Si può accettare di essere schiavizzati perché non esiste nessun’altra azienda disposta a garantirti un’occupazione dignitosa? Accontentarsi del meno peggio sembra essere l’unica via d’uscita, al netto dell’emigrazione. È tutto qua il punto della questione. Dopo la messa in onda del servizio delle Iene sulle condizioni di lavoro all’interno di Max Cina, l’aria nel grande negozio sulla statale 96 è pesante.

“Abbiamo paura di essere licenziati – dice uno dei dipendenti – perché chi è stato ripreso era assolutamente riconoscibile”. Più di questo e della solita domanda: “Chi le ha dato il mio numero?”, l’operaio non dice altro.
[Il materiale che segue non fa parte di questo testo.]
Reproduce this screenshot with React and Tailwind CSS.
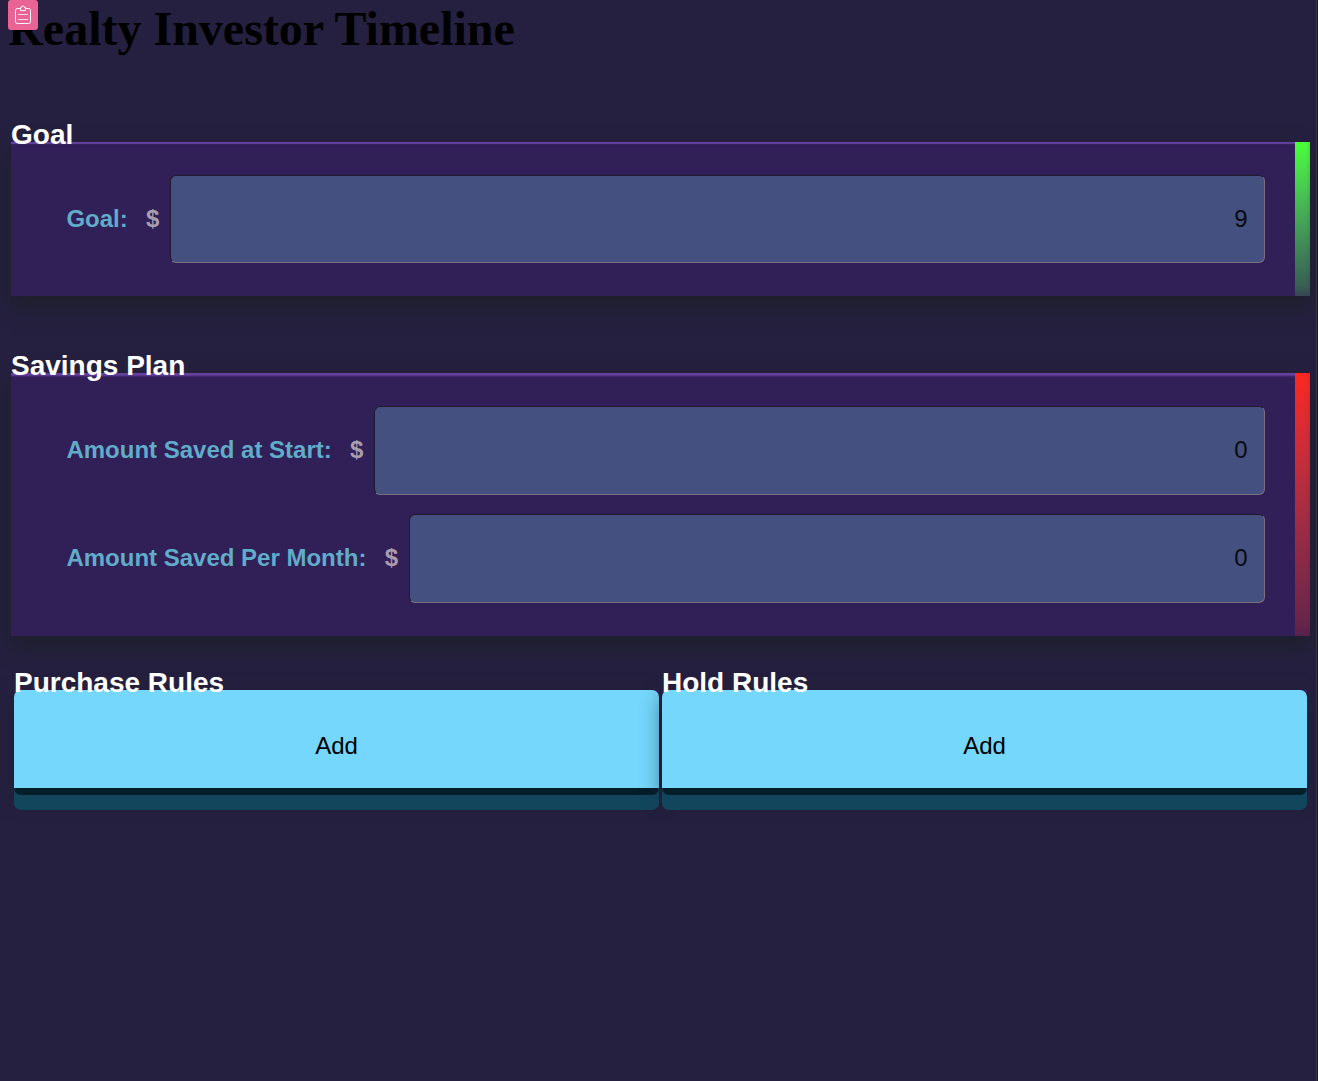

Se nessuno dei dipendenti, pagati appena 2.50 euro l’ora, anche in nero, ha voluto metterci la faccia, un motivo ci sarà. E non importa quale sia.

Mancanza di coraggio, paura di restare senza quei pochi soldi, l’assenza di alternative adeguate. Quella volontà andava rispettata. Si può essere d’accordo o no, ma quanto vale la denuncia a tutti i costi? Sacrosanta, ma solo se dopo – e non sempre succede nel Paese di Pulcinella – a pagare è l’imprenditore che aggira le regole, senza assicurare ai propri dipendenti le tutele minime. E qualora accada, non è detto che quegli stessi dipendenti possano conservare il lavoro.

Dal punto di vista di quegli schiavi, andava rispettato l’anonimato nel senso letterale del termine. Non c’è un solo dipendente finito davanti alla microcamera che non sia riconoscibile. Fin quando ci saranno persone disposte a farsi schiavizzare, gli imprenditori, cinesi e italiani che siano, avranno terreno fertile. A meno che Johnny non abbia ricattato o minacciato i suoi dipendenti, il vero problema non è tanto lo sfruttamento, quanto l’incapacità di dare alternative valide a uomini e donne, ragazzi, padri o madri illusi da redditi di qualsiasi tipo, ma in realtà costretti a farsi la guerra per pochi maledetti euro.